Si le fonctionnaire veut quand même dénoncer les pressions, les hauts officiels ou ministres qui auront en premier émis les instructions nieront l’avoir fait et accompagnés de leurs ténors du barreau, tenteront de faire admettre à la cour et même au public leur absolue probité et leur innocence.

L’autre sous-section qui pourrait servir est «Conflict of interest». Son contenu: «Where a public body in which a public official is a member, director or employee proposes to deal with a company, partnership or other undertaking in which that public official or a relative or associate of him has a direct or indirect interest…» Il faudrait d’abord que la Cour accepte qu’un ministre soit qualifié de «member of a public body» sinon cette sous-section ne concernera que le ou les fonctionnaires.
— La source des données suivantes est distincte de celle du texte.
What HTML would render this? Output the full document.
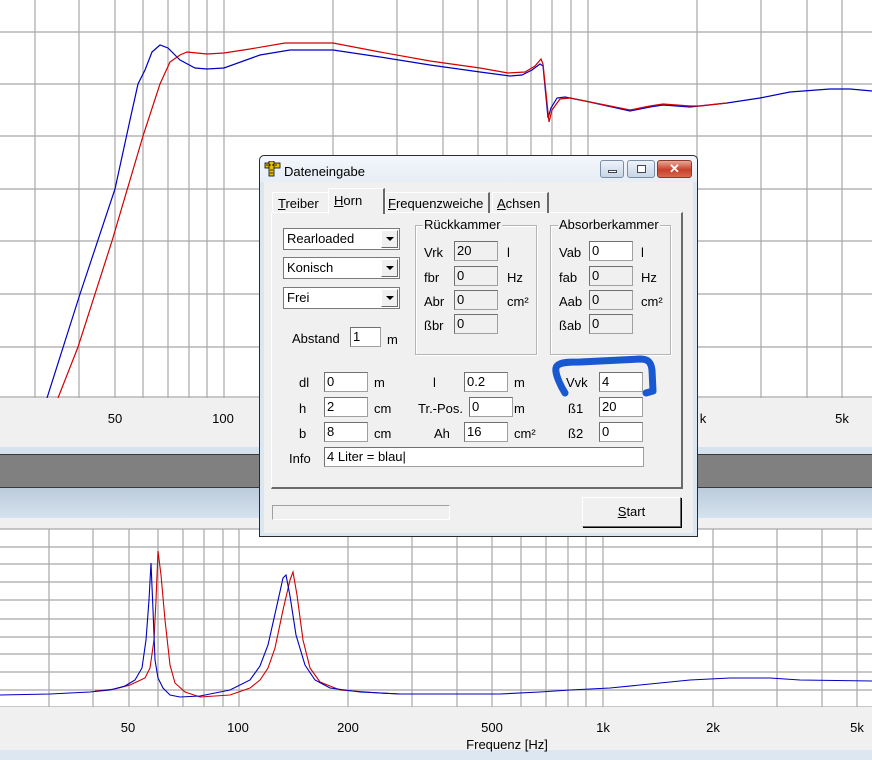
<!DOCTYPE html>
<html><head><meta charset="utf-8"><style>
*{box-sizing:border-box;margin:0;padding:0}
body{width:872px;height:760px;overflow:hidden;position:relative;background:#fff;font-family:"Liberation Sans",sans-serif;font-size:13px;color:#000}
.a{position:absolute}
.lbl{position:absolute;white-space:nowrap;line-height:15px}
.in{position:absolute;height:20px;background:#fff;border:1px solid #a0a0a0;border-top-color:#707070;border-left-color:#707070;font-size:13px;line-height:17px;padding-left:2px}
.g{background:#f0f0f0}
.cb{position:absolute;width:117px;height:22px;background:#fff;border:1px solid #7a7a7a;padding-left:3px;line-height:20px}
.cb .ar{position:absolute;right:1px;top:1px;width:17px;height:18px;background:#f0f0f0;border:1px solid #fff;border-right-color:#696969;border-bottom-color:#696969}
.cb .ar:after{content:"";position:absolute;left:4px;top:6px;border-left:4px solid transparent;border-right:4px solid transparent;border-top:4px solid #000}
.grp{position:absolute;border:1px solid #b5b5b5;box-shadow:inset 1px 1px 0 #fff,1px 1px 0 #fff}
.grp span{position:absolute;top:-9px;left:7px;background:#f0f0f0;padding:0 1px}
u{text-decoration:underline}
</style></head><body>
<svg class="a" style="left:0;top:0" width="872" height="760">
<rect x="0" y="0" width="872" height="398" fill="#fff"/>
<g stroke="#a8a8a8" stroke-width="1.2">
<line x1="0" y1="32" x2="872" y2="32"/><line x1="0" y1="84" x2="872" y2="84"/><line x1="0" y1="136" x2="872" y2="136"/><line x1="0" y1="189" x2="872" y2="189"/><line x1="0" y1="241" x2="872" y2="241"/><line x1="0" y1="294" x2="872" y2="294"/><line x1="0" y1="347" x2="872" y2="347"/><line x1="0" y1="397" x2="872" y2="397"/>
<path d="M35 0V398M79 0V398M115 0V398M143 0V398M168 0V398M189 0V398M207 0V398M224 0V398M333 0V398M397 0V398M443 0V398M478 0V398M507 0V398M531 0V398M552 0V398M571 0V398M588 0V398M697 0V398M761 0V398M807 0V398M842 0V398"/>
</g>
<polyline fill="none" stroke="#0000c0" stroke-width="1.2" points="47,398 80,294 115,189 130,120 138,84 145,70 152,52 160,45 168,48 180,60 195,68 207,69 224,68 260,55 290,50 333,50 380,57 430,65 480,72 510,76 522,75 532,70 540,64 543,66 548,118 551,108 557,98 565,97 585,101 630,111 650,107 663,105 690,107 727,103 760,98 790,92 830,89 850,89 872,91"/>
<polyline fill="none" stroke="#d00000" stroke-width="1.2" points="58,398 78,347 112,241 143,136 160,84 170,62 180,55 187,52 207,54 224,53 250,49 285,43 333,43 380,52 430,61 480,68 508,73 525,72 535,66 541,59 543,64 549,122 552,110 560,99 570,98 585,101 630,110 650,106 663,104 690,106 700,106 727,103"/>
<rect x="0" y="398" width="872" height="49" fill="#f0f0f0"/>
<rect x="0" y="447" width="872" height="7" fill="#d6e2ee"/>
<rect x="0" y="454" width="872" height="34" fill="#808080"/>
<line x1="0" y1="454.5" x2="872" y2="454.5" stroke="#3a3a3a"/><line x1="0" y1="487.5" x2="872" y2="487.5" stroke="#3a3a3a"/>
<defs><linearGradient id="gb" x1="0" y1="0" x2="0" y2="1"><stop offset="0" stop-color="#bccbda"/><stop offset="1" stop-color="#d5e2ef"/></linearGradient></defs>
<rect x="0" y="488" width="872" height="30" fill="url(#gb)"/>
<rect x="0" y="518" width="872" height="12" fill="#f0f0f0"/>
<rect x="0" y="529" width="872" height="178" fill="#fff"/>
<g stroke="#a8a8a8" stroke-width="1.2">
<path d="M0 529H872M0 547H872M0 564H872M0 582H872M0 600H872M0 619H872M0 637H872M0 654H872M0 672H872M0 690H872M0 707H872"/>
<path d="M49 529V707M93 529V707M129 529V707M158 529V707M183 529V707M204 529V707M223 529V707M239 529V707M348 529V707M412 529V707M457 529V707M492 529V707M521 529V707M546 529V707M568 529V707M586 529V707M603 529V707M713 529V707M777 529V707M822 529V707M857 529V707"/>
</g>
<polyline fill="none" stroke="#d00000" stroke-width="1.1" points="95,691 115,689 130,685 145,678 150,668 154,640 156,600 158,551 161,575 165,620 170,665 175,683 185,692 200,697 215,696 230,695 250,688 260,680 268,668 275,648 283,610 290,580 293,572 297,595 303,640 310,668 320,682 340,690 380,693 400,694"/>
<polyline fill="none" stroke="#0000c0" stroke-width="1.1" points="0,695 50,694 90,692 110,690 125,686 135,680 142,668 146,640 149,600 151,563 153,610 155,660 158,678 163,688 170,695 180,697 200,696 230,690 250,680 260,666 268,645 277,605 283,578 286,575 290,596 296,635 305,665 315,680 330,688 360,692 400,694 500,694 540,692 570,690 610,688 650,684 690,680 730,678 770,678 800,680 872,681"/>
<rect x="0" y="707" width="872" height="43" fill="#f0f0f0"/>
<rect x="0" y="750" width="872" height="10" fill="#dde7f1"/>
<g font-family="Liberation Sans" font-size="13" text-anchor="middle" fill="#000">
<text x="115" y="423">50</text><text x="223" y="423">100</text><text x="703" y="423">k</text><text x="842" y="423">5k</text>
<text x="128" y="732">50</text><text x="238" y="732">100</text><text x="348" y="732">200</text><text x="492" y="732">500</text><text x="603" y="732">1k</text><text x="713" y="732">2k</text><text x="857" y="732">5k</text>
<text x="507" y="749">Frequenz [Hz]</text>
</g>
</svg>

<!-- dialog -->
<div class="a" style="left:259px;top:155px;width:439px;height:382px;background:#dae6f2;border:1px solid #2b2b2b;border-radius:5px 5px 0 0"></div>
<div class="a" style="left:260px;top:156px;width:437px;height:26px;background:linear-gradient(#f4f7fb,#e6edf5);border-radius:5px 5px 0 0"></div>
<svg class="a" style="left:264px;top:161px" width="17" height="16"><rect x="1" y="2" width="15" height="5" fill="#e8c000" stroke="#000" stroke-width=".8"/><rect x="5" y="0" width="5" height="15" fill="#e8c000" stroke="#000" stroke-width=".8"/><path d="M3 3v2M6 3v2M9 3v2M12 3v2M6 9h3M6 12h3" stroke="#000" stroke-width=".8"/></svg>
<div class="lbl" style="left:284px;top:164px">Dateneingabe</div>
<div class="a" style="left:600px;top:160px;width:24px;height:18px;border:1px solid #7a8ea5;border-radius:3px;background:linear-gradient(#eef3f9,#c6d5e6)"><div class="a" style="left:7px;top:9px;width:9px;height:3px;border:1px solid #445;background:#fff"></div></div>
<div class="a" style="left:627px;top:160px;width:28px;height:18px;border:1px solid #7a8ea5;border-radius:3px;background:linear-gradient(#eef3f9,#c6d5e6)"><div class="a" style="left:9px;top:4px;width:9px;height:8px;border:1px solid #445;background:#fff"></div></div>
<div class="a" style="left:657px;top:160px;width:35px;height:18px;border:1px solid #8a3a2a;border-radius:3px;background:linear-gradient(#e9a898,#c8402a 55%,#d8684e);color:#fff;font-weight:bold;text-align:center;line-height:16px;font-size:13px">✕</div>
<div class="a" style="left:264px;top:182px;width:429px;height:351px;background:#f0f0f0"></div>

<!-- tabs -->
<div class="a" style="left:271px;top:212px;width:412px;height:277px;border:1px solid #fff;border-right:2px solid #696969;border-bottom:2px solid #696969"></div>
<div class="a" style="left:272px;top:192px;width:56px;height:21px;border-top:1px solid #fff;border-left:1px solid #fff"></div>
<div class="lbl" style="left:278px;top:196px"><u>T</u>reiber</div>
<div class="a" style="left:328px;top:188px;width:57px;height:26px;background:#f0f0f0;border-top:1px solid #fff;border-left:1px solid #fff;border-right:2px solid #696969"></div>
<div class="lbl" style="left:334px;top:193px"><u>H</u>orn</div>
<div class="a" style="left:385px;top:192px;width:105px;height:21px;border-top:1px solid #fff;border-left:1px solid #fff;border-right:2px solid #696969"></div>
<div class="lbl" style="left:388px;top:196px"><u>F</u>requenzweiche</div>
<div class="a" style="left:492px;top:192px;width:57px;height:21px;border-top:1px solid #fff;border-left:1px solid #fff;border-right:2px solid #696969"></div>
<div class="lbl" style="left:497px;top:196px"><u>A</u>chsen</div>

<div class="cb" style="left:283px;top:228px">Rearloaded<div class="ar"></div></div>
<div class="cb" style="left:283px;top:257px">Konisch<div class="ar"></div></div>
<div class="cb" style="left:283px;top:287px">Frei<div class="ar"></div></div>
<div class="lbl" style="left:292px;top:331px">Abstand</div>
<div class="in" style="left:350px;top:327px;width:31px">1</div>
<div class="lbl" style="left:387px;top:332px">m</div>

<div class="grp" style="left:415px;top:225px;width:122px;height:130px"><span>Rückkammer</span></div>
<div class="lbl" style="left:424px;top:245px">Vrk</div><div class="in g" style="left:454px;top:241px;width:44px">20</div><div class="lbl" style="left:507px;top:245px">l</div>
<div class="lbl" style="left:424px;top:270px">fbr</div><div class="in g" style="left:454px;top:266px;width:44px">0</div><div class="lbl" style="left:507px;top:270px">Hz</div>
<div class="lbl" style="left:424px;top:294px">Abr</div><div class="in g" style="left:454px;top:290px;width:44px">0</div><div class="lbl" style="left:507px;top:294px">cm²</div>
<div class="lbl" style="left:424px;top:318px">ßbr</div><div class="in g" style="left:454px;top:314px;width:44px">0</div>

<div class="grp" style="left:550px;top:225px;width:121px;height:130px"><span>Absorberkammer</span></div>
<div class="lbl" style="left:559px;top:245px">Vab</div><div class="in" style="left:589px;top:241px;width:44px">0</div><div class="lbl" style="left:641px;top:245px">l</div>
<div class="lbl" style="left:559px;top:270px">fab</div><div class="in g" style="left:589px;top:266px;width:44px">0</div><div class="lbl" style="left:641px;top:270px">Hz</div>
<div class="lbl" style="left:559px;top:294px">Aab</div><div class="in g" style="left:589px;top:290px;width:44px">0</div><div class="lbl" style="left:641px;top:294px">cm²</div>
<div class="lbl" style="left:559px;top:318px">ßab</div><div class="in g" style="left:589px;top:314px;width:44px">0</div>

<div class="lbl" style="left:299px;top:375px">dl</div><div class="in" style="left:324px;top:372px;width:44px">0</div><div class="lbl" style="left:374px;top:375px">m</div>
<div class="lbl" style="left:433px;top:375px">l</div><div class="in" style="left:464px;top:372px;width:44px">0.2</div><div class="lbl" style="left:514px;top:375px">m</div>
<div class="lbl" style="left:566px;top:375px">Vvk</div><div class="in" style="left:599px;top:372px;width:44px">4</div><div class="lbl" style="left:651px;top:375px">l</div>
<div class="lbl" style="left:299px;top:401px">h</div><div class="in" style="left:324px;top:397px;width:44px">2</div><div class="lbl" style="left:374px;top:401px">cm</div>
<div class="lbl" style="left:418px;top:401px">Tr.-Pos.</div><div class="in" style="left:469px;top:397px;width:44px">0</div><div class="lbl" style="left:514px;top:401px">m</div>
<div class="lbl" style="left:568px;top:401px">ß1</div><div class="in" style="left:599px;top:397px;width:44px">20</div>
<div class="lbl" style="left:299px;top:426px">b</div><div class="in" style="left:324px;top:422px;width:44px">8</div><div class="lbl" style="left:374px;top:426px">cm</div>
<div class="lbl" style="left:434px;top:426px">Ah</div><div class="in" style="left:464px;top:422px;width:44px">16</div><div class="lbl" style="left:514px;top:426px">cm²</div>
<div class="lbl" style="left:568px;top:426px">ß2</div><div class="in" style="left:599px;top:422px;width:44px">0</div>
<div class="lbl" style="left:289px;top:451px">Info</div><div class="in" style="left:324px;top:447px;width:320px">4 Liter = blau|</div>

<div class="a" style="left:272px;top:505px;width:178px;height:15px;border:1px solid #fff;border-top-color:#a0a0a0;border-left-color:#a0a0a0"></div>
<div class="a" style="left:582px;top:497px;width:99px;height:30px;border:1px solid #fff;border-right-color:#696969;border-bottom-color:#696969;box-shadow:1px 1px 0 #000;text-align:center;line-height:28px"><u>S</u>tart</div>

<svg class="a" style="left:0;top:0;pointer-events:none" width="872" height="760"><path d="M565 393 C560 385 553 370 557 366 C560 362 570 362 580 362 L640 359 C648 359 651 362 652 370 L653 391 L646 393" fill="none" stroke="#1858d0" stroke-width="7" stroke-linecap="round" stroke-linejoin="round"/></svg>
</body></html>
Dans l’affaire Medpoint, toutefois, on a de forts soupçons que les intérêts détenus directement ou indirectement à travers des «relatives» dans la compagnie privée concerne un ou plusieurs politiciens.

Tous les autres délits devront faire la preuve de bribery ou de gratification donnés ou reçus ou de corruption pratiquée. Ce qui dans l’affaire Medpoint n’est pas nécessairement le cas puisque la décision de faire l’acquisition de ce bâtiment aura sans doute été imposée ou proposée sans rien en retour sinon la promesse d’obtenir une promotion ou juste de la considération, ce qui n’entre pas dans les exigences du Prevention of Corruption Act.

Puisque l’enquête de l’ICAC n’atteindra pas vraiment le but recherché par le peuple et ne déboucherait que sur l’inculpation de fonctionnaires (ce qui vient d’ailleurs d’arriver), un Select Committee, même s’il n’est suivi d’aucune poursuite au pénal contre des politiciens, aura au moins le mérite de situer les responsabilités et les blâmes. Cela dépend bien sûr des députés qui y siègeront et de leur honnêteté. Ces derniers pourront en tout cas poser beaucoup plus de questions que l’ICAC. Et la vérité éclatera, tout au moins en partie.